The premise herein is a three family owner-occupied multiple dwelling (three or more residential apartments), and is located at 861 Eastern Parkway, Brooklyn, NY 11213-3523.
On October 26, 2004, ANTOINETTE Hutchinson secured and executed a promissory note for the refinance of the above described property in the amount of $370,000.00 payable on December 1, 2004 at a rate of 5.875 per annum until its maturity on November 1, 2034, and granted Full Spectrum Lending, Inc., its successors and assigns, the Lender, a first mortgage as security for the payment of the promissory note. The mortgage was an adjustable rate mortgage that was recorded in the County Clerk's office on February 1, 2005.
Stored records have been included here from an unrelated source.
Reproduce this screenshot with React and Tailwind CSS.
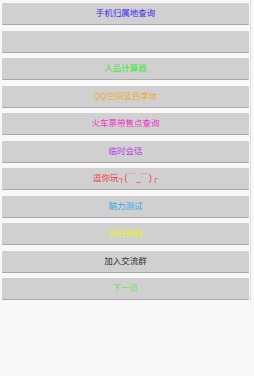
const items = [
  { label: "手机归属地查询", color: "text-[#3a2cf0]" },
  { label: "", color: "" },
  { label: "人品计算器", color: "text-[#3ce63c]" },
  { label: "QQ空间蓝色字体", color: "text-[#f0a830]" },
  { label: "火车票带售点查询", color: "text-[#f030c8]" },
  { label: "临时会话", color: "text-[#b838e8]" },
  { label: "逗你玩┐(￣_￣)┌", color: "text-[#f03840]" },
  { label: "脑力测试", color: "text-[#30a8e8]" },
  { label: "表白神器", color: "text-[#e8f020]" },
  { label: "加入交流群", color: "text-[#333333]" },
  { label: "下一页", color: "text-[#60e060]" },
];

export default function App() {
  return (
    <div
      className="relative h-[376px] w-[254px] bg-[#f8f8f8]"
      style={{ fontFamily: '"Liberation Sans", "Noto Sans CJK SC", sans-serif' }}
    >
      <div className="flex flex-col gap-[5.5px] pl-[2px] pr-[5px] pt-[3px]">
        {items.map((item, i) => (
          <button
            key={i}
            type="button"
            className={`flex h-[22px] w-full items-center justify-center rounded-[1px] border-b border-[#a9a9a9] bg-[#d0d0d0] text-[8.5px] leading-none ${item.color}`}
          >
            {item.label}
          </button>
        ))}
      </div>
      <div className="absolute right-[3px] top-0 h-[300px] w-px bg-[#dcdcdc]" />
    </div>
  );
}
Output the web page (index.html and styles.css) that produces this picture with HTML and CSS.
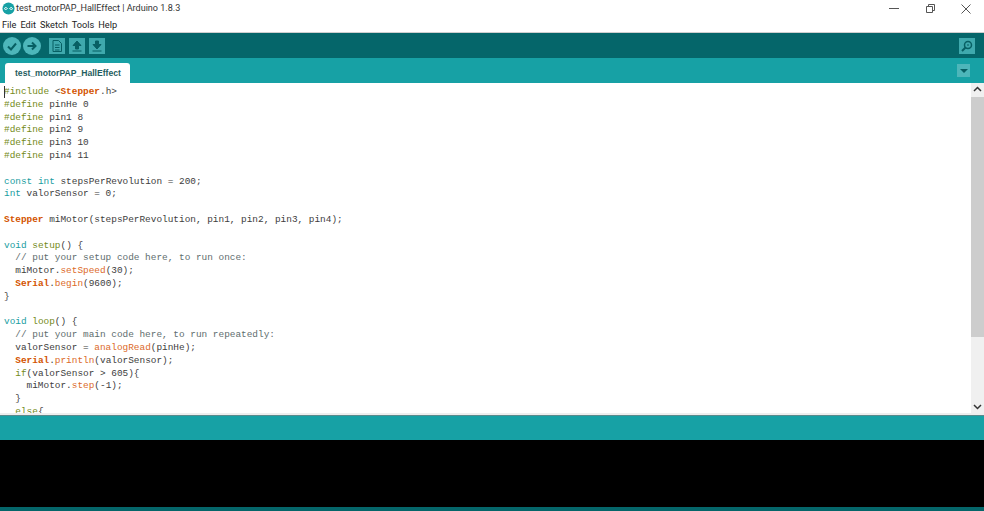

Mortgage Electronic Registration System, Inc. ("MERS"), as nominee for Full Spectrum Lending, Inc., assigned the note and mortgage to Bank of New York as Trustee for the Certificate holders of CWABS 2004-12 by assignment dated March 23, 2006 and recorded on April 17, 2006 in the Office of the County Clerk.
During her ownership and/or occupancy of the subject premises, in or about November 1, 2005, ANTOINETTE Hutchinson defaulted in the payment of the promissory note and the Lender, in accordance with the terms of the note and mortgage, commenced an action in the Supreme Court of the State of New York in the County of Kings to foreclose on the mortgage by service of a summons and complaint, and the filing of a notice of pendency of action. According to the evidence presented to this Court by the Defendant, the summons and complaint was filed in the County Clerk on February 15, 2006 and the notice of pendency of action was also filed on February 15, 2006. It is averred in the seventh paragraph of the summons and complaint, as follows: "ANTOINETTE HUTCHINSON, have/has failed and neglected to comply with the conditions of said mortgage bond or note by omitting and failing to pay items of principal and interest ..and accordingly, the plaintiff elects to call due the entire amount secured by the mortgage described in paragraph "fifth" hereof".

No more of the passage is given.